After years of inaction, Canada finally announced its intention to ban the manufacture and trade of asbestos by 2018. Once in place, Canada will join more than 50 countries with asbestos bans, including those in the E.U.Japan, Australia, Argentina, Brazil, Chile, Uruguay and South Korea.
Asbestos is the common name for six naturally occurring fibrous minerals (chrysotile, amosite, crocidolite, anthophyllite, tremolite and actinolite). Inhaling even small amounts of airborne asbestos fibres can cause a deadly form of cancer called mesothelioma, and the lung disease asbestosis. Exposure to asbestos is also linked to lung, laryngeal and ovarian cancers.
The dangers of asbestos have been known for more than 100 years. The International Agency for Research on Cancer of the World Health Organization concluded in 1987 that there was sufficient evidence to designate asbestos a known human carcinogen.
Despite this, asbestos has been (and in some cases continues to be) used in cement and plaster, industrial furnaces and heating systems, building insulation, floor and ceiling tiles, house siding, car and truck brake pads, and vehicle transmission components, such as clutches.
Asbestos exposure is estimated to be the cause of about 2,000 new cases of cancer each year in Canada.
Industrial communities such as Sarnia, Ontario, where asbestos was used to insulate pipes and reactors in petrochemical plants and other industries, have a lung-cancer rate 50 per cent higher, a mesothelioma rate five times higher, and an asbestosis rate nine times higher than the provincial average.

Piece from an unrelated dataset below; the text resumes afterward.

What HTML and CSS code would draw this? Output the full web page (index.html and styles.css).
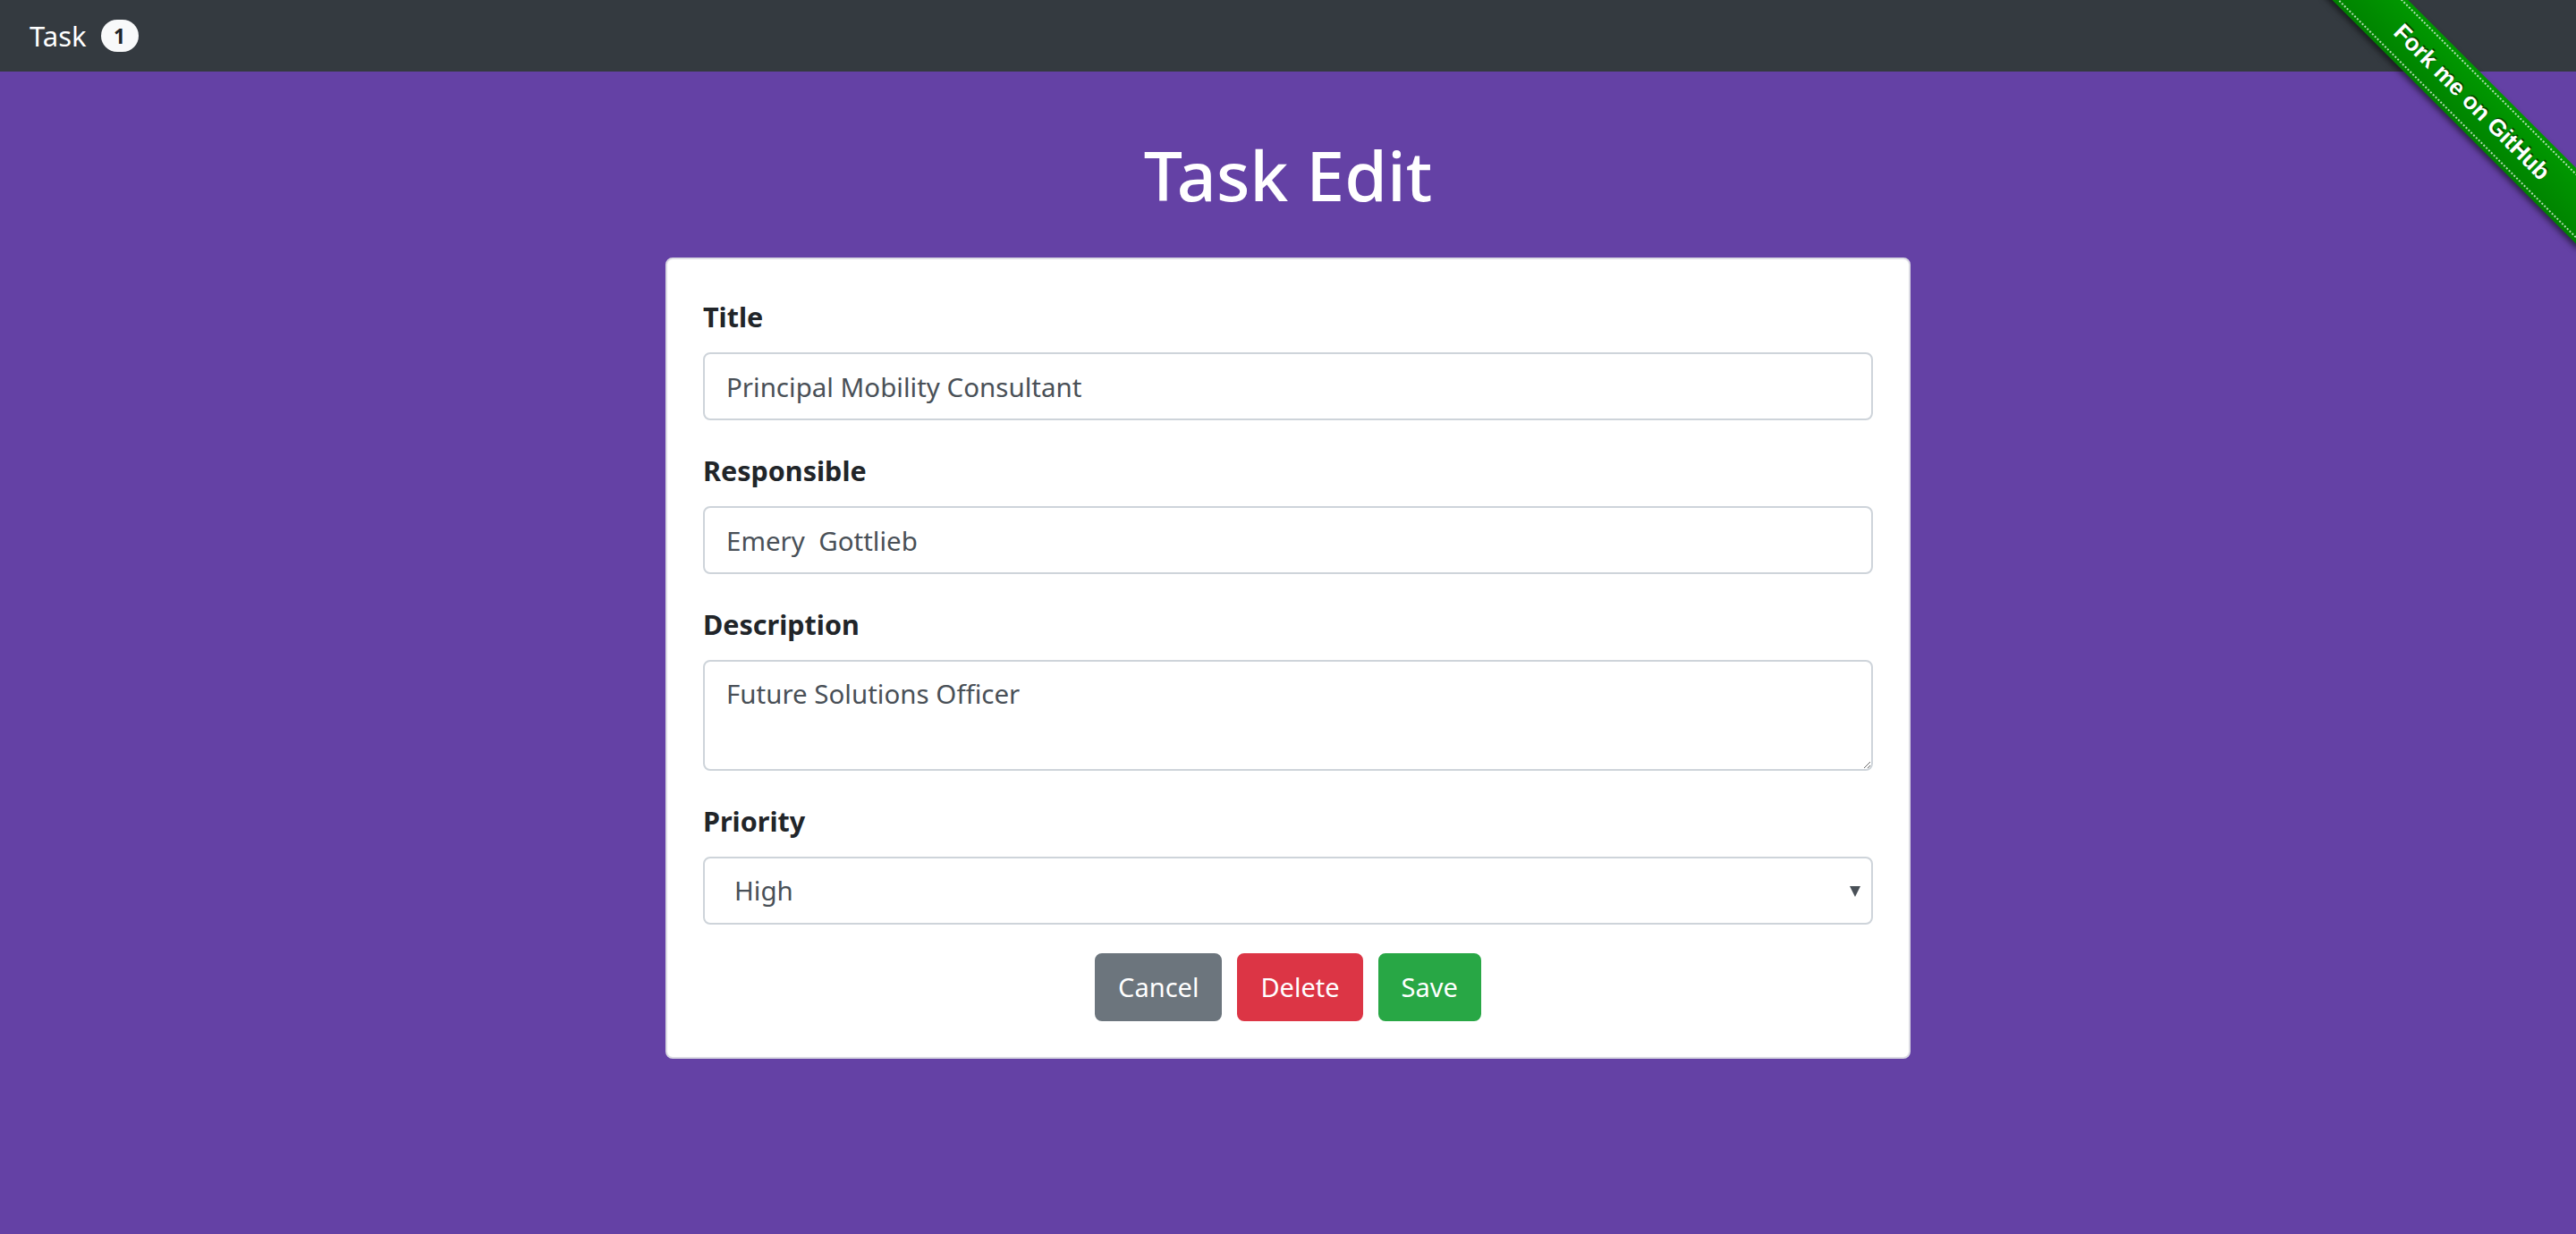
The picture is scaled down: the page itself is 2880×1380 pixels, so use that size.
FILE: index.html
```html
<!DOCTYPE html>
<html lang="en">
<head>
<meta charset="utf-8">
<title>Task Edit</title>
<link rel="stylesheet" href="styles.css">
</head>
<body>
<nav class="navbar">
  <span class="brand">Task</span>
  <span class="badge">1</span>
</nav>
<a class="fork-ribbon" href="#"><span class="ribbon-band"><span class="ribbon-text">Fork me on GitHub</span></span></a>
<main class="page">
  <h1 class="page-title">Task Edit</h1>
  <div class="card">
    <form class="task-form">
      <div class="form-group">
        <label class="form-label" for="title">Title</label>
        <input class="form-control" id="title" type="text" value="Principal Mobility Consultant">
      </div>
      <div class="form-group">
        <label class="form-label" for="resp">Responsible</label>
        <input class="form-control" id="resp" type="text" value="Emery  Gottlieb">
      </div>
      <div class="form-group">
        <label class="form-label" for="desc">Description</label>
        <textarea class="form-control form-textarea" id="desc" rows="2">Future Solutions Officer</textarea>
      </div>
      <div class="form-group">
        <label class="form-label" for="prio">Priority</label>
        <div class="select-wrap">
          <select class="form-control form-select" id="prio">
            <option>Low</option>
            <option>Medium</option>
            <option selected>High</option>
          </select>
        </div>
      </div>
      <div class="actions">
        <button type="button" class="btn btn-secondary">Cancel</button>
        <button type="button" class="btn btn-danger">Delete</button>
        <button type="button" class="btn btn-success">Save</button>
      </div>
    </form>
  </div>
</main>
</body>
</html>
```
FILE: styles.css
```css
* { box-sizing: border-box; }
html, body { margin: 0; }
body {
  background: #6441a5;
  font-family: "Noto Sans", "Open Sans", sans-serif;
  color: #212529;
  min-height: 1380px;
}
.navbar {
  height: 80px;
  background: #343a40;
  display: flex;
  align-items: center;
  padding: 0 33px;
  gap: 16px;
}
.brand {
  color: #fff;
  font-size: 31px;
  line-height: 1;
}
.badge {
  display: inline-flex;
  align-items: center;
  justify-content: center;
  width: 42px;
  height: 36px;
  border-radius: 18px;
  background: #f8f9fa;
  color: #212529;
  font-weight: 700;
  font-size: 23px;
}
.page {
  display: flex;
  flex-direction: column;
  align-items: center;
}
.page-title {
  margin: 68px 0 44px;
  font-size: 77px;
  line-height: 96px;
  font-weight: 500;
  color: #fff;
}
.card {
  width: 1392px;
  background: #fff;
  border: 2px solid #dcdce4;
  border-radius: 8px;
  padding: 40px;
}
.form-group { margin-bottom: 32px; }
.form-label {
  display: block;
  font-size: 30.5px;
  line-height: 48px;
  font-weight: 700;
  margin-bottom: 16px;
}
.form-control {
  display: block;
  width: 100%;
  height: 76px;
  padding: 12px 24px;
  font-family: inherit;
  font-size: 29.5px;
  line-height: 48px;
  color: #495057;
  background: #fff;
  border: 2px solid #ced4da;
  border-radius: 8px;
  outline: none;
}
.form-textarea {
  height: 124px;
  resize: vertical;
}
.select-wrap { position: relative; }
.form-select {
  appearance: none;
  -webkit-appearance: none;
  padding-left: 33px;
}
.select-wrap::after {
  content: "";
  position: absolute;
  right: 14px;
  top: 33px;
  border-left: 6px solid transparent;
  border-right: 6px solid transparent;
  border-top: 12px solid #495057;
}
.actions {
  display: flex;
  justify-content: center;
  gap: 17px;
}
.btn {
  height: 76px;
  padding: 12px 24px;
  font-family: inherit;
  font-size: 29px;
  line-height: 48px;
  color: #fff;
  border: 2px solid transparent;
  border-radius: 8px;
}
.btn-secondary { background: #6c757d; border-color: #6c757d; }
.btn-danger { background: #dc3545; border-color: #dc3545; }
.btn-success { background: #28a745; border-color: #28a745; }

.fork-ribbon {
  position: absolute;
  top: 0;
  right: 0;
  width: 315px;
  height: 315px;
  overflow: hidden;
  font-size: 26px;
  text-decoration: none;
  z-index: 10;
}
.ribbon-band {
  position: absolute;
  display: block;
  width: 15.38em;
  top: 3.23em;
  right: -3.23em;
  padding: .15em 0;
  box-sizing: content-box;
  transform: rotate(45deg);
  background-color: #090;
  background-image: linear-gradient(to bottom, rgba(0,0,0,0), rgba(0,0,0,.15));
  box-shadow: 0 .15em .23em 0 rgba(0,0,0,.5);
}
.ribbon-text {
  display: block;
  color: #fff;
  font: 700 1em "Liberation Sans", Arial, sans-serif;
  line-height: 1.54em;
  height: 1.54em;
  box-sizing: content-box;
  text-shadow: 0 -.08em rgba(0,0,0,.5);
  text-align: center;
  padding: .15em 0;
  border-width: .08em 0;
  border-style: dotted;
  border-color: rgba(255,255,255,.7);
}
```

The Sarnia area group Victims of Chemical Valley, composed largely of the widows of workers who have died from asbestos-related diseases, have long called for ban of asbestos. Many other health, labour and environmental organizations across Canada have echoed that call. The Canadian Labour Congress estimates 150,000 Canadian workers are regularly exposed to asbestos through jobs in construction, waste management, auto maintenance, and ship building.
Up until late 2011 when Quebec’s last asbestos mines shut down, Canada was one of the world’s leading exporters of chrysotile asbestos. The vast majority of Canadian asbestos production was destined for overseas markets in developing countries such as India where there are little to no safeguards to protect workers and the public from exposure toasbestos.
In fact, in order to protect the Canadian asbestos industry, Canada repeatedly opposed the addition of chrysotile asbestos to the Rotterdam Convention, which promotes responsible trade in hazardous substances. For substances listed under the convention, exporting countries are required to ensure that importing countries know the risks involved with the product before consenting to the import.
Domestically, asbestos is listed as a toxic substances under the Canadian Environmental Protection Act (CEPA), and although there are some regulations that restrict asbestos use in Canada, particularly crocidolite, 2015 data from Statistics Canada shows that Canada continues to import products containing asbestos – primarily replacement brake pads for vehicles and construction materials such as cement pipes.
Canada’s shameful history on asbestos is an example of how our federal laws have failed to protect Canadians from toxic substances and prevent the export of harmful substances from Canada to other countries. Under such overwhelming evidence of harm it should not have taken decades for the federal government to ban asbestos outright.
Canada’s record on asbestos also demonstrates why CEPA must be updated and improved to ensure that toxic substances of very high concern are banned quickly and decisions about their future are free from political interference. As we head into 2017, we’re preparing for continued legislative review of CEPA. The Ecojustice team and our friends at Environmental Defence and Équiterre haves already provided extensive recommendations to strengthen the law to ensure Canadians and our environment are protected from toxic substances.